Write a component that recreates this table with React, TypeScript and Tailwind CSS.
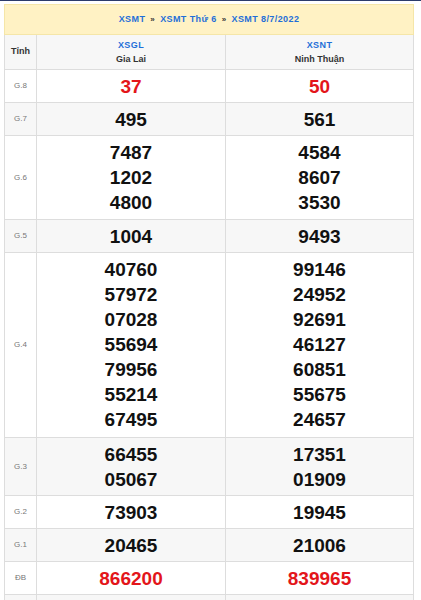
import React from 'react';

type Row = {
  label: string;
  gl: string[];
  nt: string[];
  red?: boolean;
  pb?: string;
};

const ROWS: Row[] = [
  { label: 'G.8', gl: ['37'], nt: ['50'], red: true },
  { label: 'G.7', gl: ['495'], nt: ['561'] },
  { label: 'G.6', gl: ['7487', '1202', '4800'], nt: ['4584', '8607', '3530'], pb: 'pb-1' },
  { label: 'G.5', gl: ['1004'], nt: ['9493'] },
  {
    label: 'G.4',
    gl: ['40760', '57972', '07028', '55694', '79956', '55214', '67495'],
    nt: ['99146', '24952', '92691', '46127', '60851', '55675', '24657'],
    pb: 'pb-[5px]',
  },
  { label: 'G.3', gl: ['66455', '05067'], nt: ['17351', '01909'] },
  { label: 'G.2', gl: ['73903'], nt: ['19945'] },
  { label: 'G.1', gl: ['20465'], nt: ['21006'] },
  { label: 'ĐB', gl: ['866200'], nt: ['839965'], red: true },
];

function Numbers({ values, red, pb }: { values: string[]; red?: boolean; pb?: string }) {
  return (
    <td className={`border border-[#dddddd] pt-1 ${pb ?? 'pb-[3px]'} text-center align-middle`}>
      {values.map((v) => (
        <div
          key={v}
          className={`text-[19px] leading-[25px] font-bold ${red ? 'text-[#e3151a]' : 'text-[#111111]'}`}
        >
          {v}
        </div>
      ))}
    </td>
  );
}

export default function App() {
  return (
    <div className="w-[421px] h-[600px] overflow-hidden bg-white font-['Liberation_Sans',Arial,sans-serif]">
      <div className="h-px bg-[#2c3b6b]" />
      <div className="pt-[3px] pl-[4px]">
        <table className="w-[409px] table-fixed border-collapse">
          <colgroup>
            <col className="w-[32px]" />
            <col className="w-[189px]" />
            <col className="w-[188px]" />
          </colgroup>
          <tbody>
            <tr className="bg-[#fff2c4]">
              <td colSpan={3} className="h-[30px] border border-[#f5e6a8] text-center text-[9px] tracking-[0.4px] font-bold text-[#1f6fd8]">
                <span>XSMT</span>
                <span className="mx-[5px] text-[8px] text-[#333]">»</span>
                <span>XSMT Thứ 6</span>
                <span className="mx-[5px] text-[8px] text-[#333]">»</span>
                <span>XSMT 8/7/2022</span>
              </td>
            </tr>
            <tr className="bg-[#f7f7f7] h-[35px]">
              <td className="border border-[#dddddd] text-center text-[9px] font-bold text-[#333]">Tỉnh</td>
              <td className="border border-[#dddddd] text-center text-[9px] leading-[14px] font-bold">
                <div className="text-[#1f6fd8] tracking-[0.4px]">XSGL</div>
                <div className="text-[#333]">Gia Lai</div>
              </td>
              <td className="border border-[#dddddd] text-center text-[9px] leading-[14px] font-bold">
                <div className="text-[#1f6fd8] tracking-[0.4px]">XSNT</div>
                <div className="text-[#333]">Ninh Thuận</div>
              </td>
            </tr>
            {ROWS.map((r, i) => (
              <tr key={r.label} className={i % 2 === 1 ? 'bg-[#f7f7f7]' : 'bg-white'}>
                <td className="border border-[#dddddd] text-center text-[8px] text-[#777]">{r.label}</td>
                <Numbers values={r.gl} red={r.red} pb={r.pb} />
                <Numbers values={r.nt} red={r.red} pb={r.pb} />
              </tr>
            ))}
            <tr className="bg-[#f7f7f7] h-[30px]">
              <td className="border border-[#dddddd]" />
              <td className="border border-[#dddddd]" />
              <td className="border border-[#dddddd]" />
            </tr>
          </tbody>
        </table>
      </div>
    </div>
  );
}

· · · · · · ·

Exercise brief – Search the preceding listing for the word "table" and pull out every line that holds it.

Task answer –
Write a component that recreates this table with React, TypeScript and Tailwind CSS.
        <table className="w-[409px] table-fixed border-collapse">
        </table>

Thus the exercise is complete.